I’m not entirely sure how long I slept because the train has started braking and halted to a stop. Stepping out of my crook, I took a look outside the car, looking side to side and parallel to view the scene. I unraveled my turban and brushed my mustache to a more ordinary position. Perfect, now I look more American, I joked in my head. There was a crowd of people up ahead, and I gasped when seeing an almost identical person, in even more ordinary clothes. As his eyes locked with mine, we opened our mouths and rushed towards each other. It was Hammed, my long lost cousin.
“Kardel, is that you? Where’ve you been? I need to talk to you!!” he exclaimed in Arabic as we approached each other. “I was in Buffalo and escaped here, long story made short,” I replied. “Oh, you can tell me all about that at my family’s house. I should escort you away from the murky chambers of this station,” my cousin said, “I’m sure they’d be happy to see you.” “I’d certainly be happy to see them too. I’ve been living in a cheap rental condo for my tenure in New York State,” I said. “Well, what are we waiting for? Let’s hit the road!”
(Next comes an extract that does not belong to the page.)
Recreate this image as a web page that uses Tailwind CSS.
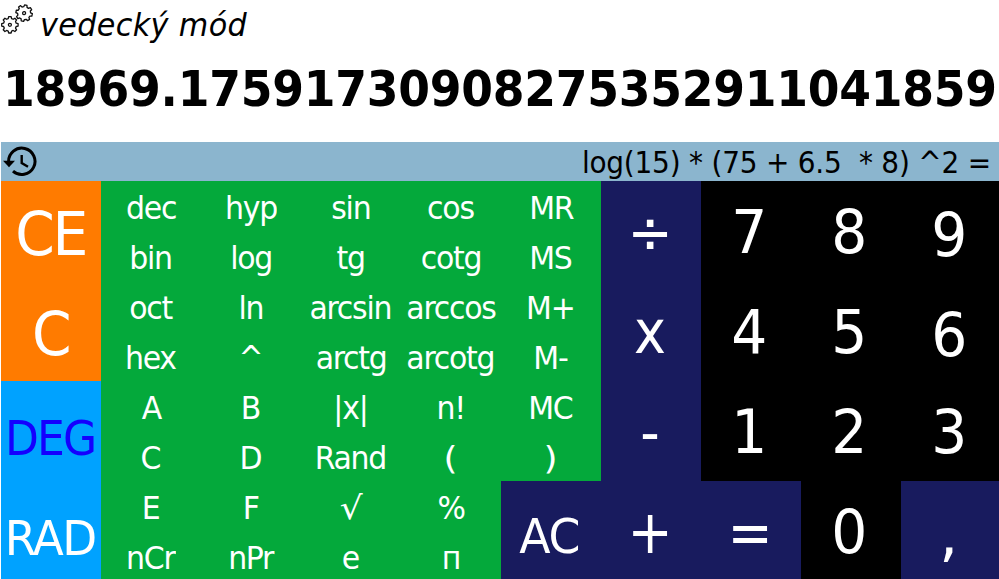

In the span of the half hour drive, I told Hammed of my experience and how we somehow reunited. He patiently listened as we drove through the town of Rochester, passing a sign saying CEDARVILLE AVENUE. I asked my cousin how in the world he got this house, and apparently, his parents knew a kind man from Rochester who would soon proceed to give them a grant. The reason he was at the train station is that he had been working for the railroad’s operation department.
“We immigrated from Iraq two years before the turn of the century in search of a new lifestyle,” he added. “So when did you decide to immigrate here?” he asked me. “Shortly after my wife and children were taken away from me, I moved away in search of refuge. Before the 9/11 attacks, I was not judged for my origin, but that soon changed thereafter,” I said. “Yeah, I had some tough moments through the process.” he elaborated. We walked into the kitchen to find the girls. However, there was a bulky, buff police officer standing by. “Is your name Kardel Mohammed by any chance? It’s okay if it is you, we just need to ask you some questions,” he told me. “Ok, I will be willing to -uh.. answer some questions,” I hastily replied. I knew things could go either way as I bit my lip, but I assured myself it would be all okay. This officer seemed quite tolerable and empathetic to me, despite his body build. Keep calm, take a deep breath, I instructed myself.